#### [WHAT IS NEEDED]
Every line with the word "styles" in it should be extracted from the data that follows.
____
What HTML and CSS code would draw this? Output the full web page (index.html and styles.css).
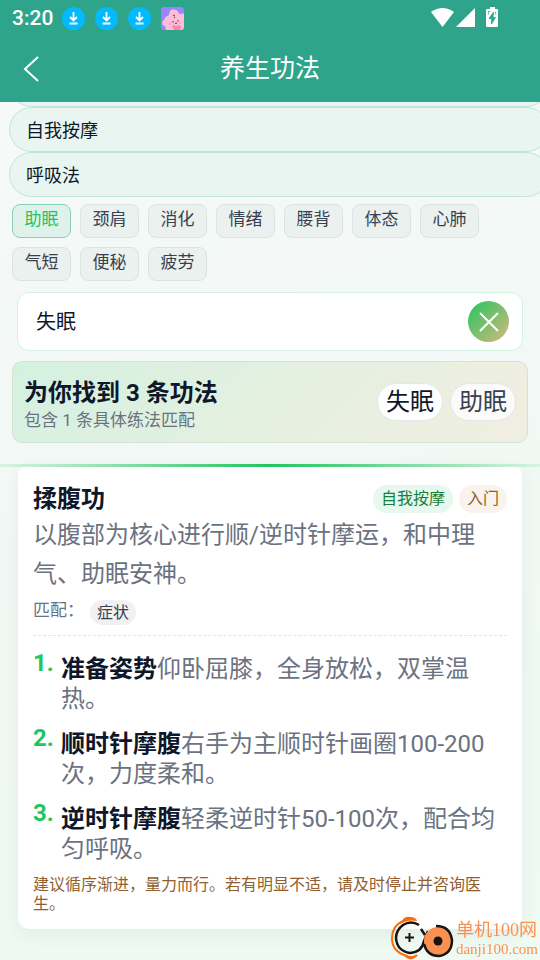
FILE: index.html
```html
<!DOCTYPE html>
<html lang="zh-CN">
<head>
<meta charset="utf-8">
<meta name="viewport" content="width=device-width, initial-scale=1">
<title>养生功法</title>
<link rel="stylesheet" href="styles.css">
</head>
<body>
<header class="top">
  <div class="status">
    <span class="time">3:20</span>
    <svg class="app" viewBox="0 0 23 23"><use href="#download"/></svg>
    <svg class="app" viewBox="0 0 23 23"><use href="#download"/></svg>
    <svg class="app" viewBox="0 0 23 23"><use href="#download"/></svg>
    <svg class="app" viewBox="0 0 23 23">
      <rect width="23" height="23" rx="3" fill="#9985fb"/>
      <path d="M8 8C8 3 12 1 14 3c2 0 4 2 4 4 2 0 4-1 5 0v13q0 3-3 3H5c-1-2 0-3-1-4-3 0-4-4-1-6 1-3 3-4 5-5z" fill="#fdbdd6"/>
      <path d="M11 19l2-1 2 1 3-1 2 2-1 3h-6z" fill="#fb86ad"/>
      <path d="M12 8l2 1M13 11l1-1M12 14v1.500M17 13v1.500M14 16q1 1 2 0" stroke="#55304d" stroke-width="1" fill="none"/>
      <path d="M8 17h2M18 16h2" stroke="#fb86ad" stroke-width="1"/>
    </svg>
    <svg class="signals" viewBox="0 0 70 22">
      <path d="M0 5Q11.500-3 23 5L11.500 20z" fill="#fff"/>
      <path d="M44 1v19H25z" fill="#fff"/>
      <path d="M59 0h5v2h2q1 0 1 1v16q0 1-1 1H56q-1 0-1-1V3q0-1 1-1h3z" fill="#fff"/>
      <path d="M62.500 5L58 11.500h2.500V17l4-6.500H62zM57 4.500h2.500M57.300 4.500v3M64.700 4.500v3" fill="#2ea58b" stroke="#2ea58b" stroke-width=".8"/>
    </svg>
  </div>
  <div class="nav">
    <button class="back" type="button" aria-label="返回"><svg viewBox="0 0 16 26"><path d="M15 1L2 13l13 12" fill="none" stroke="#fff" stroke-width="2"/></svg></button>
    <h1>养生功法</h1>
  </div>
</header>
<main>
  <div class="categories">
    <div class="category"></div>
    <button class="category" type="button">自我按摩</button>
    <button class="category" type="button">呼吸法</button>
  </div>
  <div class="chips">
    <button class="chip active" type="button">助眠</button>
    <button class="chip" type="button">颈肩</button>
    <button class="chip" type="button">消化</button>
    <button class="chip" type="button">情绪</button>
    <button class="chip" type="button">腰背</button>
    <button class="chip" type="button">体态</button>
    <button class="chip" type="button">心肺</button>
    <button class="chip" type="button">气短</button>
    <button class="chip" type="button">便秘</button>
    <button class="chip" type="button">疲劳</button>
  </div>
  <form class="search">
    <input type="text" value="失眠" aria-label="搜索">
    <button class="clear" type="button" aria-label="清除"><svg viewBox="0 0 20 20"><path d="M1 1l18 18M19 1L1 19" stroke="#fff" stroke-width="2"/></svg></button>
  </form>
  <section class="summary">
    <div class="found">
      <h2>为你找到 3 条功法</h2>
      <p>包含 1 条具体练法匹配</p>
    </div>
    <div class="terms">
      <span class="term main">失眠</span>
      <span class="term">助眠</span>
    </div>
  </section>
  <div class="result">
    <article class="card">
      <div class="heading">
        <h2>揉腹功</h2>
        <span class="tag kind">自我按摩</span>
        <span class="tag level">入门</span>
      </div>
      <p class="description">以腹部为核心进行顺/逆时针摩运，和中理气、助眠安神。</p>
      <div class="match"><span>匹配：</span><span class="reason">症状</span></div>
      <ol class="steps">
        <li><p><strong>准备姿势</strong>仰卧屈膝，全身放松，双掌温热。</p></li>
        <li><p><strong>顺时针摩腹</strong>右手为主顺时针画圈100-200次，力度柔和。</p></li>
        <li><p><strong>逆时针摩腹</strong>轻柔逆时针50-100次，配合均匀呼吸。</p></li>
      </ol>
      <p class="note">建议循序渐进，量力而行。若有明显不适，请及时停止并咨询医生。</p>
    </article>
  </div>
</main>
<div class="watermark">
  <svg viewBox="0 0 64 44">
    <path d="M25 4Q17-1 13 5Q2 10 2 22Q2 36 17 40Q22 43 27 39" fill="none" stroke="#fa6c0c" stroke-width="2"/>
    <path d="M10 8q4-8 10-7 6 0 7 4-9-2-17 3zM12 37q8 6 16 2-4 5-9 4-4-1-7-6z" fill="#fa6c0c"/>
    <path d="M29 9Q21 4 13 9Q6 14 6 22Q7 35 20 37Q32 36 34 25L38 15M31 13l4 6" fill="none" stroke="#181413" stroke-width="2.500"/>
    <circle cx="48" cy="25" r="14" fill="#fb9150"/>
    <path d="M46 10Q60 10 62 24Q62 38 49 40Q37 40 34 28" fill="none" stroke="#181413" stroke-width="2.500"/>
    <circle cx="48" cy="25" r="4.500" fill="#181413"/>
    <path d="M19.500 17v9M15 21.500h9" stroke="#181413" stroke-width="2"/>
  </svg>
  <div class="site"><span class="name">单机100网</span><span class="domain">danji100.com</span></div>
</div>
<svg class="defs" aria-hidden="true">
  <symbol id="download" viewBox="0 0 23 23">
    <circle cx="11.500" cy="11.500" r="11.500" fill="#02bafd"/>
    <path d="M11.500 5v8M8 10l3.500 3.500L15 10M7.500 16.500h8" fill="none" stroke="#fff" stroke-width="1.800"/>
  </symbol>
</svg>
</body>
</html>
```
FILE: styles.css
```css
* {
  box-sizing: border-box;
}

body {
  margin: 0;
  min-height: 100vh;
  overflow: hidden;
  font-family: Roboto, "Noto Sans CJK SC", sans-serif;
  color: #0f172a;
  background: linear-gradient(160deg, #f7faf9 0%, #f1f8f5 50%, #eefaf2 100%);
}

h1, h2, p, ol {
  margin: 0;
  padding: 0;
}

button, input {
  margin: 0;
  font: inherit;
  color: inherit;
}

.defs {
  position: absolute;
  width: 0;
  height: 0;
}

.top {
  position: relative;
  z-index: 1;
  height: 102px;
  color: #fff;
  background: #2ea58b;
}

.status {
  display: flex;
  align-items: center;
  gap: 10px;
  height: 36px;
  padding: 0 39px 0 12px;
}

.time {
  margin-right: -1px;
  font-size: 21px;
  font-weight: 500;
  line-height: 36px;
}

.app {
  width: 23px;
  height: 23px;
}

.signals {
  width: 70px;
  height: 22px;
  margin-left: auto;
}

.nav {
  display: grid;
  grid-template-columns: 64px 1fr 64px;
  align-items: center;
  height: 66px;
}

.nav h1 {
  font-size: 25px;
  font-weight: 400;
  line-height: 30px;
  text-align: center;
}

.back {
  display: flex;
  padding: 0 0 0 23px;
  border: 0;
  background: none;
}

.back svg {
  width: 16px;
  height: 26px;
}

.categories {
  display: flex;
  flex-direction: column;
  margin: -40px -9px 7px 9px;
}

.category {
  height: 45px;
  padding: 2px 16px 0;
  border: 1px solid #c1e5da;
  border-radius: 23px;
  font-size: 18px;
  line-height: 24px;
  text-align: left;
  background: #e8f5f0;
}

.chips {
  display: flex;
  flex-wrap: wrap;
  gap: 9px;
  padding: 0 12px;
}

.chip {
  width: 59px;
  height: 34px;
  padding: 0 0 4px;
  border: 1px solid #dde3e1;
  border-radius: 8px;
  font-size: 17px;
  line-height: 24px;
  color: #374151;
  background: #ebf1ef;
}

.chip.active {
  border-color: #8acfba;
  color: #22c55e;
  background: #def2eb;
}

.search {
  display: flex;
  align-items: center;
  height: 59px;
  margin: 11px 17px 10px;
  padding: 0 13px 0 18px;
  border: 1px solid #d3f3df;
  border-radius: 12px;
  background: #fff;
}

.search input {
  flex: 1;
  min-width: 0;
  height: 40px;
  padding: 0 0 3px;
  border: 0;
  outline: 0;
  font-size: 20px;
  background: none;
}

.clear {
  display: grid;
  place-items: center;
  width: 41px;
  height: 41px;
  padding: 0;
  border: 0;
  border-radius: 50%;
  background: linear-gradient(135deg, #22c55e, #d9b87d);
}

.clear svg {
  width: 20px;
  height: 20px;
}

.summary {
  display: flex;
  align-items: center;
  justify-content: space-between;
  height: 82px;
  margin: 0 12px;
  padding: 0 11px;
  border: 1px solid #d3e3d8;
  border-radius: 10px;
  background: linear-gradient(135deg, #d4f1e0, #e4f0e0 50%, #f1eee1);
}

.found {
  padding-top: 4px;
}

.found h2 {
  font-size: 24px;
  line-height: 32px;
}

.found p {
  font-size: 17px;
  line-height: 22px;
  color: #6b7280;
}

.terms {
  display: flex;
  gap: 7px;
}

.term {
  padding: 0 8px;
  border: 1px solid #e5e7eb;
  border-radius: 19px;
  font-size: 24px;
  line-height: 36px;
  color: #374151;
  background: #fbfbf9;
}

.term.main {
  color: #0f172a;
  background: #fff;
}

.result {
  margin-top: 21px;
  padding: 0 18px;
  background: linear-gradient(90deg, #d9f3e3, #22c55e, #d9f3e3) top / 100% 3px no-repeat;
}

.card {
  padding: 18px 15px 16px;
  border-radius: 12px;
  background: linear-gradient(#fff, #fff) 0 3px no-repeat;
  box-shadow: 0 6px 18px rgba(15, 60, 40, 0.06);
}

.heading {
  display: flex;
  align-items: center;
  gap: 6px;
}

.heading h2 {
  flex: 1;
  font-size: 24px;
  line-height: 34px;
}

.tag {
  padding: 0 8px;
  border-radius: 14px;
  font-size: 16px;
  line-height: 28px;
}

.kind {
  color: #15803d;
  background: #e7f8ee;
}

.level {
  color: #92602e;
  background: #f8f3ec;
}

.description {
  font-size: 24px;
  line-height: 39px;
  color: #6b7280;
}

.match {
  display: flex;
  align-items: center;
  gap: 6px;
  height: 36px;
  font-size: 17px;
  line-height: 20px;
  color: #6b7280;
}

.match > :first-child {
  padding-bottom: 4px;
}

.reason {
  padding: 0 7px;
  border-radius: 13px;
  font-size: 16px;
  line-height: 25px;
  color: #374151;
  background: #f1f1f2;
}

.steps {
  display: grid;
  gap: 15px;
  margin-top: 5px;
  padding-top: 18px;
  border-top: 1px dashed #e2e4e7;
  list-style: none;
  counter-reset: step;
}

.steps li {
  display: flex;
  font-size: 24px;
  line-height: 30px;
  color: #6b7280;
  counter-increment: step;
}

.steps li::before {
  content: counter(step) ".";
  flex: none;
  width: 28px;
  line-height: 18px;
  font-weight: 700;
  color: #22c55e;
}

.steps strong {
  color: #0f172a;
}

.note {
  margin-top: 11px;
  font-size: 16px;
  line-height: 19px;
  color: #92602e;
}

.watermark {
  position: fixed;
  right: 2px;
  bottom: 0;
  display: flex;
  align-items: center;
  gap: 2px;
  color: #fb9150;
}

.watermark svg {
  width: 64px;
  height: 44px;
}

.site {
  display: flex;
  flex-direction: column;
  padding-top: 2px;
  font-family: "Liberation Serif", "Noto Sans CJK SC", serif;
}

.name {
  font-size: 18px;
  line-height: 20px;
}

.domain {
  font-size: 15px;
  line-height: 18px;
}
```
____
#### [TASK RESPONSE]
What HTML and CSS code would draw this? Output the full web page (index.html and styles.css).
<link rel="stylesheet" href="styles.css">
FILE: styles.css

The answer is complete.